Great Expectations sent a contingent to Data Council 2022 in Austin, TX. For many attendees, it was their first in-person conference in years, and it covered a broad range of topics relevant to data practitioners and startups in the space. These are some of our takeaways:
1. All Companies Are Data Companies, All Apps Are Data Apps
Data are the most important assets a business has.
The EU’s General Data Protection Regulation & California’s Consumer Privacy Act is pushing more and more companies towards data governance & data management.
Business leaders are bombarded with hype around AI/ML.
2. Data Warehouses and Data Lakes Are Converging Into Lakehouses
Another theme was the emergence of data lakehouses, which are hybrid data systems designed to leverage the structure of a data warehouse with the flexibility of a data lake.
Presenter Vinoth Chandar, CEO & Founder of Onehouse, a pioneer in the lakehouse space, said many companies were struggling to choose between the two older models when they actually needed a lakehouse.
Chandar said Uber, Robinhood, Amazon, Walmart, and others have adopted lakehouse models to empower their data science and business intelligence teams to scale data governance.
Many are expecting this space to grow but the proprietary nature of warehouses and lakes presents a challenge as companies grow, he said.
3. The Modern Stack Consists of Integrating Tools That Empower Collaboration
Open source adoption continues to accelerate but the market is “messy and frothy,” according to Maxime Beauchemin, CEO and Founder of Preset, and creator of Apache Superset and Apache Airflow.
It was vital that the tools, languages, and frameworks integrate easily because data developers would no longer tolerate inflexible, frustrating monolithic tools, Beauchemin said.
A number of presenters said there was no single answer and that different companies and personas required different solutions.
Side note: This is why Great Expectations is committed to an open source core. We want our product to integrate with the data stack you’re already using. You can check out and contribute to our Expectations Gallery here.
Funders said they believed the data sector would start to consolidate but not yet.
4. Business Process Is Driving Data Engineering Direction
But tooling is still governed by IT
When it comes to making decisions about their data infrastructure, teams are looking for integrating tools that power collaboration but they are hamstrung by outdated business practices.
Peter Wang from Anaconda said the IT department’s involvement in modern data stack decisions often curbed innovation but there were rarely consequences for making a safe choice that turned out to be limiting.
“Businesses only have to be wrong less often than their competitors,” he said. “No one ever got fired for hiring IBM.”
5. Data Literacy Is on the Rise
Another major trend is the rise of self-service for data products like dashboards and analysis tools.
A case study surfaced by Jesika Haria of LogicLoop found that 39 percent of roles at surveyed companies required some knowledge of SQL.

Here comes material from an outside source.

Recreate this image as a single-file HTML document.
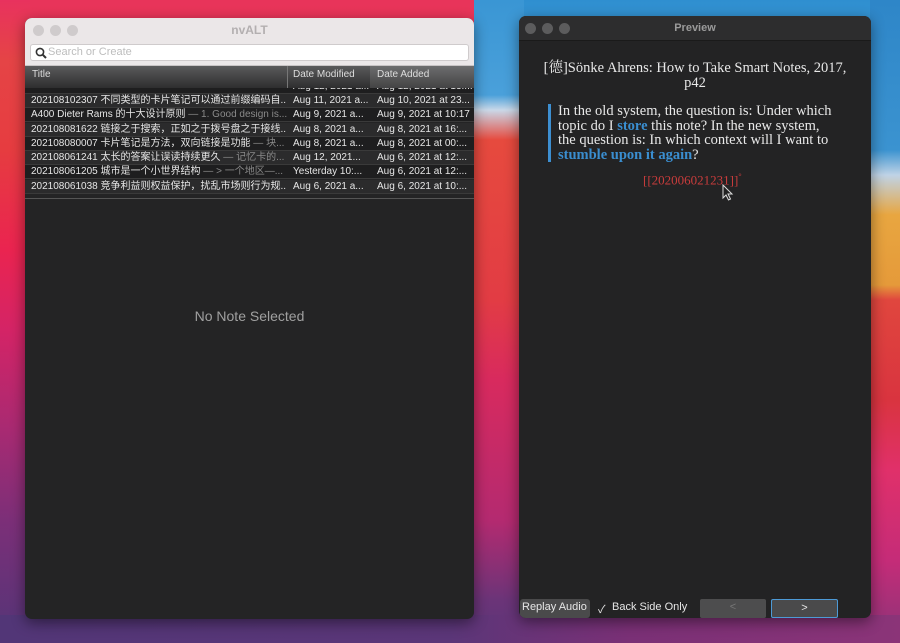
<!DOCTYPE html>
<html><head><meta charset="utf-8"><style>
*{margin:0;padding:0;box-sizing:border-box}
body{width:900px;height:643px;overflow:hidden;position:relative;font-family:"Liberation Sans","Noto Sans CJK SC",sans-serif;background:linear-gradient(180deg,#e8345a 0%,#e53d4a 25%,#e2265a 45%,#b52a6e 65%,#7a3277 82%,#4e3577 100%)}
.bg{position:absolute}
.win{position:absolute;border-radius:7px;overflow:hidden;box-shadow:0 4px 14px rgba(0,0,0,.45)}
.dots span{position:absolute;top:7px;width:11px;height:11px;border-radius:50%}
</style></head><body>
<div class="bg" style="left:474px;top:0;width:426px;height:110px;background:linear-gradient(180deg,#2f8fd0,#4aa3dc)"></div>
<div class="bg" style="left:474px;top:0;width:50px;height:643px;background:linear-gradient(180deg,#3a96d4 0,#4aa0da 95px,#c9d8e8 110px,#e64a3e 140px,#e23c44 300px,#d82a5e 380px,#b42a70 520px,#6b3478 600px,#5a3678 643px)"></div>
<div class="bg" style="left:870px;top:0;width:30px;height:643px;background:linear-gradient(180deg,#2e86c8 0,#3b93d0 150px,#bfd3e6 175px,#e8a640 215px,#e59a3a 285px,#e0463e 300px,#d9343f 400px,#e0306a 470px,#c52c78 560px,#8a3478 643px)"></div>
<div class="bg" style="left:0;top:0;width:30px;height:643px;background:linear-gradient(180deg,#e8325e 0,#e54446 60px,#e63c40 150px,#ea2450 250px,#d42466 330px,#a82a72 430px,#7c2f78 520px,#533577 643px)"></div>
<div class="bg" style="left:0;top:615px;width:900px;height:28px;background:linear-gradient(90deg,#523677,#5b3678 50%,#7a3076 70%,#8b3478)"></div>

<div class="win" style="left:25px;top:18px;width:449px;height:601px;background:#242425">
 <div style="height:48px;background:#ebe7e8;border-bottom:1px solid #c8c4c5;position:relative">
  <div class="dots"><span style="left:8px;background:#cfcbcc"></span><span style="left:25px;background:#cfcbcc"></span><span style="left:42px;background:#cfcbcc"></span></div>
  <div style="position:absolute;top:5px;width:100%;text-align:center;font-size:12px;font-weight:bold;color:#b3afb0">nvALT</div>
  <div style="position:absolute;left:5px;top:26px;width:439px;height:17px;background:#fff;border:1px solid #cfcbcc;border-radius:3px">
   <svg style="position:absolute;left:4px;top:2px" width="12" height="12" viewBox="0 0 12 12"><circle cx="5" cy="5" r="3.6" fill="none" stroke="#333" stroke-width="1.6"/><path d="M7.6 7.6L11 11" stroke="#333" stroke-width="2"/></svg>
   <span style="position:absolute;left:17px;top:1px;font-size:11px;color:#bdbdbd">Search or Create</span>
  </div>
 </div>
 <div style="position:relative;height:22px;background:linear-gradient(#5a5a5b,#2e2e2f);font-size:10px;color:#ddd">
  <span style="position:absolute;left:7px;top:3px">Title</span>
  <div style="position:absolute;left:262px;top:0;height:22px;border-left:1px solid #777"></div>
  <span style="position:absolute;left:268px;top:3px">Date Modified</span>
  <div style="position:absolute;left:345px;top:0;width:104px;height:22px;background:linear-gradient(#6d6d6e,#434344)"></div>
  <span style="position:absolute;left:352px;top:3px">Date Added</span>
 </div>
 <div id="rows" style="position:relative;height:112px;font-size:10px;color:#e6e6e6;white-space:nowrap;overflow:hidden"></div>
 <div style="border-top:1px solid #555;position:absolute;top:180px;left:0;width:449px"></div>
 <div style="position:absolute;top:290px;width:100%;text-align:center;font-size:14px;color:#a0a0a0">No Note Selected</div>
</div>

<div class="win" style="left:519px;top:16px;width:352px;height:602px;background:#232324">
 <div style="height:25px;background:#2d2d2e;border-bottom:1px solid #1a1a1a;position:relative">
  <div class="dots"><span style="left:6px;background:#5c5c5d"></span><span style="left:23px;background:#5c5c5d"></span><span style="left:40px;background:#5c5c5d"></span></div>
  <div style="position:absolute;top:6px;width:100%;text-align:center;font-size:11px;font-weight:bold;color:#9a9a9a">Preview</div>
 </div>
 <div style="font-family:'Liberation Serif','Noto Serif CJK SC',serif;color:#e8e8e8;font-size:14.5px">
  <div style="position:absolute;left:6px;top:45px;width:340px;text-align:center;line-height:15px;white-space:nowrap">[德]Sönke Ahrens: How to Take Smart Notes, 2017,<br>p42</div>
  <div style="position:absolute;left:29px;top:88px;width:3px;height:58px;background:#3d8fd1"></div>
  <div style="position:absolute;left:39px;top:88px;width:300px;line-height:14.5px;font-size:14.5px;white-space:nowrap">In the old system, the question is: Under which<br>topic do I <b style="color:#3a8ed0">store</b> this note? In the new system,<br>the question is: In which context will I want to<br><b style="color:#3a8ed0">stumble upon it again</b>?</div>
  <div style="position:absolute;left:124px;top:156px;color:#c93c3c;font-size:13px">[[202006021231]]<sup style="font-size:8px">°</sup></div>
  <svg style="position:absolute;left:203px;top:168px" width="12" height="17" viewBox="0 0 12 17"><path d="M1 1v13l3-3 2.5 5 2-1-2.5-5h4z" fill="#222" stroke="#ddd" stroke-width="1"/></svg>
 </div>
 <div style="position:absolute;top:583px;left:0;width:100%;height:19px;font-size:11px;color:#e6e6e6">
  <div style="position:absolute;left:1px;top:0;width:70px;height:19px;background:#4a4a4b;border-radius:3px;padding:2px 0 0 2px">Replay Audio</div>
  <span style="position:absolute;left:79px;top:2px">✓</span>
  <span style="position:absolute;left:93px;top:2px">Back Side Only</span>
  <div style="position:absolute;left:181px;top:0;width:66px;height:19px;background:#4d4d4e;border-radius:2px;text-align:center;color:#777;padding-top:2px">&lt;</div>
  <div style="position:absolute;left:252px;top:0;width:67px;height:19px;background:#4a4a4b;border:1px solid #4d9ad6;border-radius:2px;text-align:center;padding-top:2px">&gt;</div>
 </div>
</div>
<script>
var r=[["<span style='position:relative;top:-9px'>202108121000 给予的启示是一些好的想法 —</span>","Aug 12, 2021 a...","Aug 12, 2021 at 13:..."],
["202108102307 不同类型的卡片笔记可以通过前缀编码自...","Aug 11, 2021 a...","Aug 10, 2021 at 23..."],
["A400 Dieter Rams 的十大设计原则 <span style='color:#8a8a8a'>— 1. Good design is...</span>","Aug 9, 2021 a...","Aug 9, 2021 at 10:17"],
["202108081622 链接之于搜索，正如之于拨号盘之于接线...","Aug 8, 2021 a...","Aug 8, 2021 at 16:..."],
["202108080007 卡片笔记是方法，双向链接是功能 <span style='color:#8a8a8a'>— 块...</span>","Aug 8, 2021 a...","Aug 8, 2021 at 00:..."],
["202108061241 太长的答案让误读持续更久 <span style='color:#8a8a8a'>— 记忆卡的...</span>","Aug 12, 2021...","Aug 6, 2021 at 12:..."],
["202108061205 城市是一个小世界结构 <span style='color:#8a8a8a'>— &gt; 一个地区—...</span>","Yesterday  10:...","Aug 6, 2021 at 12:..."],
["202108061038 竞争利益则权益保护，扰乱市场则行为规...","Aug 6, 2021 a...","Aug 6, 2021 at 10:..."]];
var h="",tops=[-8,6,20,35,49,63,77,92];
for(var i=0;i<r.length;i++){var bg=i%2?"#2b2b2c":"#1e1e1f";
h+="<div style='position:absolute;left:0;top:"+tops[i]+"px;width:449px;height:14px;background:"+bg+";border-bottom:1px solid #3a3a3a;overflow:hidden;line-height:14px'><span style='position:absolute;left:6px;width:256px;overflow:hidden'>"+r[i][0]+"</span><span style='position:absolute;left:268px'>"+r[i][1]+"</span><span style='position:absolute;left:352px'>"+r[i][2]+"</span></div>";}
document.getElementById("rows").innerHTML=h;
</script>
</body></html>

In the same study, users reported they wanted more collaboration and context in the data platforms themselves.
More semi-technical business users were contributing to data governance (?) at their organizations.
Bonus: Facetime With the Great Expectations Team, Contributors, and Friends
As a distributed company that has grown exponentially during a pandemic, our team really benefited from meeting each other and other people in the data space. The safety of our team and communities is paramount. At the same time, there’s no substitute for face time and we are thankful we were able to negotiate that safely at Data Council.